Now let’s get back to our results. It is because CWFA is a very demanding robustness test, and only a few strategies are robust enough to meet the strict test criteria. Among the most crucial test criteria for each walk forward analysis belong:

Overall profitability of out-of-sample tests

High efficiency of-out-of sample tests compared to in-sample data (more than 50%)

Stable distribution of profits on out-of-sample data

Acceptable maximum drawdown

Figure 16 shows a perfect example of that is potentially very robust for the selected market and timeframe. It is a relatively rare phenomenon. Searching for genuinely robust strategies can be likened to searching for a needle in a haystack.

So what about the result of EXCELSIOR-RUS2000 for E-mini Russell 2000 (Figure 15)?

Figure 15: Cluster Walk Forward Analysis for E-mini Russell 2000 strategy

As you can see, this strategy is very robust. Let’s have a look at if the strategy passed other essential stress tests.

### Stress tests

Most beginners don’t understand how important it is to stress-test strategies. The stress tests are performed to test the robustness of a trading strategy. Robustness is an insensitivity to variations in the data on which the strategy is based.

The more robust a trading strategy is, the more probably a strategy will perform well in live trading. Testing a trading system for robustness is often called as a parameter sensitivity analysis. The basic idea is to evaluate what happens when changes are made to the strategy inputs (parameters), price data, or other essential strategy elements. A robust strategy does not react too much to small changes.

In contrast, a strategy that is not robust will react disproportionally when small modifications are done to its inputs or environment. So why is the concept of robustness so crucial? It is important because the markets change over time. They are very unstable. If we consider strategy inputs such as the lookback length for a moving average – some value might be optimal over the backtesting period.

Still, on out of sample data, different values might be better in terms of the strategy’s performance. The robustness test’s ultimate goal is to evaluate how the strategy will adjust to changing market conditions when the inputs are no longer optimal.

For illustration purposes, we will analyze the EXCELSIOR-RUS2000 for all necessary stress tests.

### Stress Test: Changing the strategy inputs

One way to address the parameters’ stability is to see how the results change when the input values are changed. Inputs value can be a look back period of indicators, price patterns, etc.

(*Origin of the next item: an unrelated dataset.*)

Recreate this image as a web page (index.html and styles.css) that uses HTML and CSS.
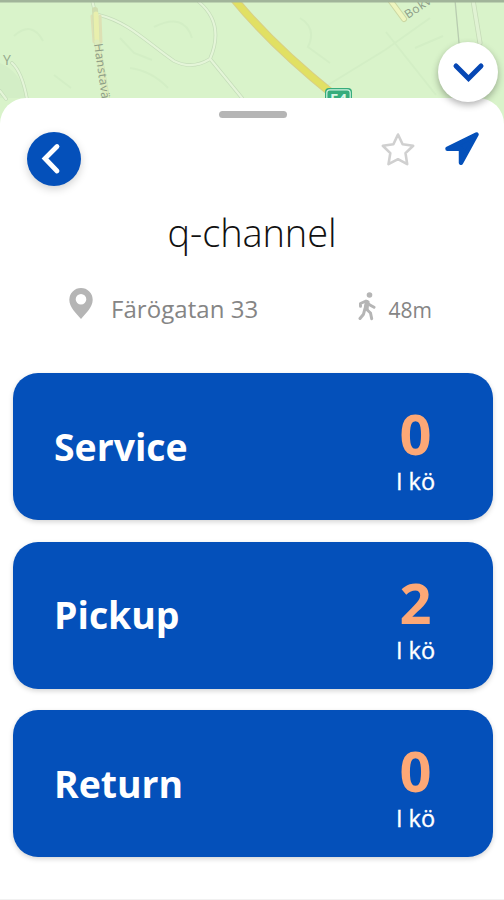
FILE: index.html
```html
<!DOCTYPE html>
<html lang="sv">
<head>
<meta charset="utf-8">
<title>q-channel</title>
<link rel="stylesheet" href="styles.css">
</head>
<body>
<main class="app">
  <svg class="map" width="504" height="132" viewBox="0 0 504 132" aria-hidden="true">
    <rect width="504" height="132" fill="#d9f3ca"/>
    <g fill="none" stroke="#d3eec5" stroke-width="2">
      <path d="M14 36q18-16 29 5M120 38l14 15 18 7M154 27q30-15 38 11M54 75l17 13M130 68q22 3 38 20M300 18q17 10 8 29l22 16M430 18l-45 32-57 35M386 32l50 63M443 36l-28 12"/>
    </g>
    <path d="M0 63q21 9 27 35H0z" fill="#d3eec6"/>
    <g fill="none" stroke-linecap="round" stroke-linejoin="round">
      <path d="M92 0l4 16M99 15c30 7 51 30 75 46q18 9 36-2Q225 24 199 2M211 60l31 38M12 63q10 9 15 36M0 91l6 8" stroke="#c4dcb9" stroke-width="3.600"/>
      <path d="M92 0l4 16M99 15c30 7 51 30 75 46q18 9 36-2Q225 24 199 2M211 60l31 38M12 63q10 9 15 36M0 91l6 8" stroke="#e4f5d8" stroke-width="2.200"/>
      <path d="M92 16l2 26M100 16l1 26" stroke="#dde0b4" stroke-width="3"/>
      <path d="M95 10l2 32 10 57" stroke="#d0deb0" stroke-width="6"/>
      <path d="M96 14l1 28" stroke="#e8efad" stroke-width="5"/>
      <path d="M97 42l10 57" stroke="#ddecbd" stroke-width="5"/>
      <path d="M390 0l14 19" stroke="#cbd7a3" stroke-width="6"/>
      <path d="M390 0l14 19" stroke="#eef5bf" stroke-width="4"/>
      <path d="M455 0l4 43" stroke="#b8ccb0" stroke-width="1.300"/>
      <path d="M473 0l7 43" stroke="#c5dab7" stroke-width="5"/>
      <path d="M473 0l7 43" stroke="#e0f2d3" stroke-width="3.500"/>
      <path d="M230-6Q270 44 335 96" stroke="#d8cf86" stroke-width="8.500"/>
      <path d="M230-6Q270 44 335 96" stroke="#e1e063" stroke-width="6.500"/>
    </g>
    <text class="road" transform="translate(94 44) rotate(82)">Hanstavägen</text>
    <text class="road" transform="translate(408 19) rotate(-34)">Bokvä</text>
    <text class="place" x="3" y="65">Y</text>
    <rect x="325" y="88" width="27" height="20" rx="4" fill="#36ac7c"/>
    <rect x="326.800" y="89.800" width="23.400" height="17" rx="3" fill="#36ac7c" stroke="#d4f2df" stroke-width="1.200"/>
    <text class="shield" x="338.500" y="104" text-anchor="middle">E4</text>
    <rect width="504" height="2.500" fill="#a1b49a"/>
  </svg>
  <button class="collapse" aria-label="Minimera">
    <svg width="60" height="60" viewBox="0 0 60 60"><path d="M18 24l12.500 12.500L43 24" fill="none" stroke="#0647b4" stroke-width="5" stroke-linecap="round"/></svg>
  </button>
  <section class="sheet">
    <div class="handle"></div>
    <div class="toolbar">
      <button class="back" aria-label="Tillbaka">
        <svg width="54" height="54" viewBox="0 0 54 54"><path d="M30 14.500L18 26.500l12 12.500" fill="none" stroke="#fff" stroke-width="4.800" stroke-linecap="round"/></svg>
      </button>
      <div class="actions">
        <svg width="36" height="36" viewBox="0 0 36 36"><path d="M18 2.500l4.600 9.800 10.600 1.500-7.700 7.300 1.700 11L18 27.200l-9.500 4.900 1.800-11-7.500-7.300 10.600-1.500z" fill="none" stroke="#d0d0d0" stroke-width="2.600" stroke-linejoin="round"/></svg>
        <svg width="36" height="36" viewBox="0 0 36 36"><path d="M32.500 2.500L17 30.700V16.700H3.500z" fill="#0450ba" stroke="#0450ba" stroke-width="4.500" stroke-linejoin="round"/></svg>
      </div>
    </div>
    <h1 class="title">q-channel</h1>
    <div class="meta">
      <div class="address">
        <svg width="24" height="32" viewBox="0 0 24 32"><path fill="#b5b5b5" fill-rule="evenodd" d="M12 0A11.700 11.700 0 0 0 .3 11.700C.3 19 7 25 12 31c5-6 11.700-12 11.700-19.300A11.700 11.700 0 0 0 12 0zm0 6a5.300 5.300 0 1 1 0 10.600 5.300 5.300 0 0 1 0-10.600z"/></svg>
        <span class="street">Färögatan 33</span>
      </div>
      <div class="distance">
        <svg width="19" height="29" viewBox="0 0 19 29"><circle cx="11.500" cy="3" r="2.800" fill="#b5b5b5"/><path d="M2.500 14.300V11.500L8 9l3.500 3.700 4.500 2.500M9.300 9.500l-1.600 7 4.800 4.500 1.200 5.700M6.700 17.700L5.500 22.200 2 26.500" fill="none" stroke="#b5b5b5" stroke-width="3" stroke-linecap="round" stroke-linejoin="round"/><path d="M7 8.500l4.500.5-1 9-5-1z" fill="#b5b5b5"/></svg>
        <span class="meters">48m</span>
      </div>
    </div>
    <div class="queues">
      <article class="card"><h2 class="name">Service</h2><div class="queue"><span class="count">0</span><span class="label">I kö</span></div></article>
      <article class="card"><h2 class="name">Pickup</h2><div class="queue"><span class="count">2</span><span class="label">I kö</span></div></article>
      <article class="card"><h2 class="name">Return</h2><div class="queue"><span class="count">0</span><span class="label">I kö</span></div></article>
    </div>
  </section>
</main>
</body>
</html>
```
FILE: styles.css
```css
* { box-sizing: border-box; }
body { margin: 0; background: #fff; font-family: "Open Sans", sans-serif; }
button { border: 0; padding: 0; border-radius: 50%; }
svg { display: block; flex: none; }
.app { position: relative; height: 900px; overflow: hidden; }
.road { font: 12px "Open Sans", sans-serif; letter-spacing: .5px; fill: #8c9c86; }
.place { font: 14px "Open Sans", sans-serif; fill: #94a78c; }
.shield { font: bold 15px "Open Sans", sans-serif; fill: #d9f5e5; }
.collapse {
  position: absolute; z-index: 2; top: 42px; left: 438px;
  width: 60px; height: 60px; background: #fff;
  box-shadow: 0 3px 7px rgba(0, 0, 0, .3);
}
.sheet {
  position: relative; height: 802px; margin-top: -34px; padding-top: 13px;
  background: #fff; border-radius: 26px 26px 0 0; border-bottom: 1px solid #f1f1f1;
}
.handle { width: 68px; height: 7px; margin: 0 auto; border-radius: 4px; background: #b5b5b5; transform: translateX(1px); }
.toolbar { display: flex; justify-content: space-between; height: 54px; margin-top: 14px; padding: 0 24px 0 27px; }
.back { width: 54px; height: 54px; background: #0450ba; box-shadow: 0 3px 8px rgba(0, 0, 0, .18); }
.actions { display: flex; gap: 28px; }
.title { margin: 17px 0 0; text-align: center; font-size: 38px; font-weight: 300; line-height: 58px; letter-spacing: -.1px; color: #111; }
.meta { display: flex; justify-content: space-between; height: 36px; margin-top: 27px; padding: 0 72px 0 69px; color: #858585; }
.address, .distance { display: flex; align-items: flex-start; }
.address { gap: 18px; }
.street { font-size: 24px; line-height: 42px; letter-spacing: .05px; white-space: nowrap; }
.distance { gap: 12px; padding-top: 4px; }
.meters { font-size: 21px; line-height: 36px; }
.queues { display: grid; gap: 21.500px; margin: 49px 11.500px 0 13px; }
.card {
  display: flex; align-items: center; justify-content: space-between;
  height: 147px; padding: 0 47px 0 41px; border-radius: 25px;
  background: #0450ba; box-shadow: 0 2px 5px rgba(0, 0, 0, .17); color: #fff;
}
.name { margin: 0; font-size: 37.400px; font-weight: 700; line-height: 50px; }
.queue { display: flex; flex-direction: column; align-items: center; width: 60px; padding-top: 7px; }
.count { font-size: 56px; font-weight: 700; line-height: 62px; color: #fda876; }
.label { font-size: 23.500px; font-weight: 500; line-height: 34px; -webkit-text-stroke: .35px #fff; }
```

So now we know that the EXCELSIOR-RUS2000 strategy has real potential as it passed Cluster Walk Forward Analysis. But how about a stress test where we vary strategy inputs? This strategy has two inputs: N1, X1.

For N1, we will try to modify the N1: 3, 4, 5, 6, 7, 8, 9, 10 and X1: 2.5, 3, 3.5, 3.75, 4, 4.25, 4.5, 5

When we combine modified strategy inputs values, we get 72 combinations in total. We developed it on the in-sample data (2003-2015). The rest of the data is the real live trading simulation, pure out-of-sample test. It doesn’t make any sense to apply stress tests on in-sample data where the strategy was fit. We can obtain the accurate picture of a trading strategy insensitivity from out of sample data

Figure 16: 72 iterations of strategy input modification (EXCELSIOR-RUS2000)

As you can see from the chart (Figure 16), those 72 modifications make insignificant changes to the strategy’s overall performance. And that is a good sign.

### Stress test: Making small changes to individual prices

Another way is to make small changes to individual prices of Open, High, Low, Close to identifying that a strategy is over-fit. Imagine the strategy enters at the low price of the day. What would the strategy’s performance look like if the low had been one tick lower on those days?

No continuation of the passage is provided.